We went back this week and she was a little bit better and did go to the front, but only when holding mummy’s hand. In a way it seems that we have to slowly rebuild the confidence that she had built up by attending regularly. I’m sure if we keep going she’ll be back to her normal bubbly self in no time. The dilemma we now have is can we keep her confidence up in both the music group and the toddler group by rotating them regularly as it would be a shame to completely drop one for the other as both are good for different reasons.

Swimming

The second incident is when we took her swimming recently. Before her sister was born we used to go swimming nearly every week and she loved it. She used to enjoy sitting on the side and jumping/diving into the water. The birth of her sister, subsequent tiredness, illnesses and the christmas break have meant that we hadn’t been swimming for nearly six months. We were keen to get her and her sister back in the pool. For her sister it was a first and she seemed to really enjoy it. Whilst our eldest did seem to enjoy herself and in the end didn’t want to get out it seemed all she wanted to do was walk around in the toddler pool. She wasn’t interested in going in the big pool or along the lazy river. Things that she really enjoyed when she last went.

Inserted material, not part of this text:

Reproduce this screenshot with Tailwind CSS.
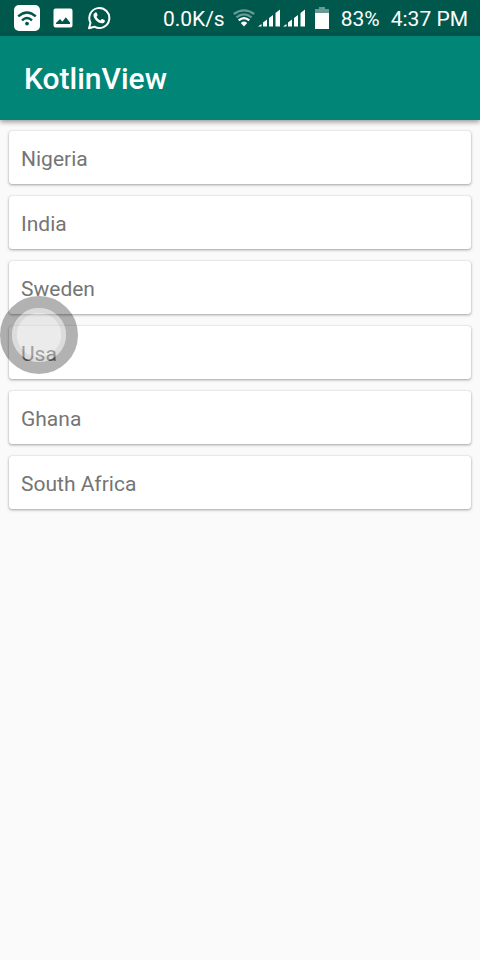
<!DOCTYPE html>
<html lang="en">
<head>
<meta charset="utf-8">
<meta name="viewport" content="width=device-width, initial-scale=1">
<title>KotlinView</title>
<script src="https://cdn.jsdelivr.net/npm/@tailwindcss/browser@4"></script>
</head>
<body class="min-h-screen bg-[#fafafa] font-['Roboto',sans-serif]">
<div class="flex h-9 items-center justify-between bg-[#00574b] pr-3 pl-3.5 text-white">
  <div class="flex items-center">
    <svg class="size-[26px]" viewBox="0 0 26 26" aria-label="Wi-Fi connected">
      <rect width="26" height="26" rx="5" fill="#fff"/>
      <g fill="none" stroke="#00574b" stroke-width="2.400">
        <path d="M4.200 11.400Q13 3.400 21.800 11.400"/>
        <path d="M8 15.400Q13 10.800 18 15.400"/>
      </g>
      <circle cx="13" cy="18.600" r="1.900" fill="#00574b"/>
    </svg>
    <svg class="ml-[13px] size-5" viewBox="0 0 20 20" aria-label="Picture">
      <path fill="#fff" fill-rule="evenodd" d="M2.500.5h15a2 2 0 0 1 2 2v15a2 2 0 0 1-2 2h-15a2 2 0 0 1-2-2v-15a2 2 0 0 1 2-2zM3 16h14v-1.500l-4.200-5.200-3.400 4.500-2.400-2.800L3 15z"/>
    </svg>
    <svg class="ml-3.5 size-6" viewBox="0 0 24 24" aria-label="WhatsApp">
      <path d="M2 22.200l1.500-5.500A10 10 0 1 1 7.400 20.700z" fill="none" stroke="#fff" stroke-width="2" stroke-linejoin="round"/>
      <path fill="#fff" d="M8.300 6.500c.5-.4 1.100-.3 1.400.3l.8 1.900c.2.400.1.700-.2 1l-.8 1c.9 1.700 2.200 2.900 4 3.700l1-1.200c.3-.3.600-.4 1-.2l1.900.9c.4.200.6.500.5 1-.2 1.500-1.700 2.500-3.200 2.300-3.900-.6-7.300-3.700-8.200-7.300-.300-1.400.400-2.700 1.800-3.400z"/>
    </svg>
  </div>
  <div class="flex items-center text-[21px] leading-6 whitespace-pre">
    <span class="pt-0.5">0.0K/s</span>
    <svg class="ml-2 h-[18px] w-[22px]" viewBox="0 0 22 18" aria-label="Wi-Fi signal">
      <g fill="none" stroke="#fff" stroke-width="2.300">
        <path d="M.8 5Q11-2.200 21.200 5" stroke-opacity=".4"/>
        <path d="M3.400 8.300Q11 2.400 18.600 8.300" stroke-opacity=".4"/>
        <path d="M5.700 11.400Q11 6.800 16.300 11.400"/>
      </g>
      <path d="M7.800 13.900Q11 11 14.200 13.900L11 17.600z" fill="#fff"/>
    </svg>
    <svg class="ml-[3px] h-[18px] w-[47px]" viewBox="0 0 47 18" aria-label="Mobile signal, two networks">
      <path fill="#fff" d="M0 17.500l3.500-2.500v2.500zM5 17.500V13.500l4-3v7zM11 17.500V9l4-3v11.500zM17.500 17.500V4L22 .5v17zM25 17.500l3.500-2.500v2.500zM30 17.500V13.500l4-3v7zM36 17.500V9l4-3v11.500zM42.500 17.500V4L47 .5v17z"/>
    </svg>
    <svg class="ml-2.5 h-[22px] w-3.5" viewBox="0 0 14 22" aria-label="Battery">
      <path d="M4 0h6v2h4v4H0V2h4z" fill="#fff" fill-opacity=".4"/>
      <path d="M0 6h14v16H0z" fill="#fff"/>
    </svg>
    <span class="ml-3 pt-0.5">83%</span>
    <span class="ml-[11px] pt-0.5">4:37 PM</span>
  </div>
</div>
<header class="flex h-21 items-center bg-[#008577] px-6 pt-0.5 shadow-[0_2px_5px_rgba(0,0,0,0.4)]">
  <h1 class="text-[30px] leading-9 font-medium text-white">KotlinView</h1>
</header>
<main class="relative px-[9px] pt-[11px]">
  <ul class="flex flex-col gap-3 text-[21px] leading-[25px] text-[#757575]">
    <li class="rounded-[3px] bg-white px-3 pt-4 pb-3 shadow-[0_1px_3px_rgba(0,0,0,0.35),0_0_1px_rgba(0,0,0,0.2)]">Nigeria</li>
    <li class="rounded-[3px] bg-white px-3 pt-4 pb-3 shadow-[0_1px_3px_rgba(0,0,0,0.35),0_0_1px_rgba(0,0,0,0.2)]">India</li>
    <li class="rounded-[3px] bg-white px-3 pt-4 pb-3 shadow-[0_1px_3px_rgba(0,0,0,0.35),0_0_1px_rgba(0,0,0,0.2)]">Sweden</li>
    <li class="rounded-[3px] bg-white px-3 pt-4 pb-3 shadow-[0_1px_3px_rgba(0,0,0,0.35),0_0_1px_rgba(0,0,0,0.2)]">Usa</li>
    <li class="rounded-[3px] bg-white px-3 pt-4 pb-3 shadow-[0_1px_3px_rgba(0,0,0,0.35),0_0_1px_rgba(0,0,0,0.2)]">Ghana</li>
    <li class="rounded-[3px] bg-white px-3 pt-4 pb-3 shadow-[0_1px_3px_rgba(0,0,0,0.35),0_0_1px_rgba(0,0,0,0.2)]">South Africa</li>
  </ul>
  <button type="button" aria-label="Assistive touch" class="absolute top-44 left-0 flex size-[78px] rounded-full border-12 border-black/30">
    <span class="flex size-[54px] rounded-full border-5 border-[#b1b1b1]/45">
      <span class="size-11 rounded-full bg-[#d3d3d3]/45"></span>
    </span>
  </button>
</main>
</body>
</html>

We are now very keen to get her in as regular routine of going swimming as we want to give her lessons soon. First we have to rebuild her confidence for going in the water. As it would be a shame if when we paid for lessons she didn’t want to get in.

Lesson learnt

What these two experiences have made me realise is that children’s memories don’t seem to be as long. Although she did remember both the music group  and the swimming she didn’t remember what she used to like about them. She didn’t have the confidence to do things she was confident in before.

What I’ve learnt from these two incidents is that we need to do the activities my daughters enjoy regularly so they can continue to have enjoyment out of it. After all these activities aren’t cheap so it’s important that when we spend that money our daughters enjoy it to their utmost.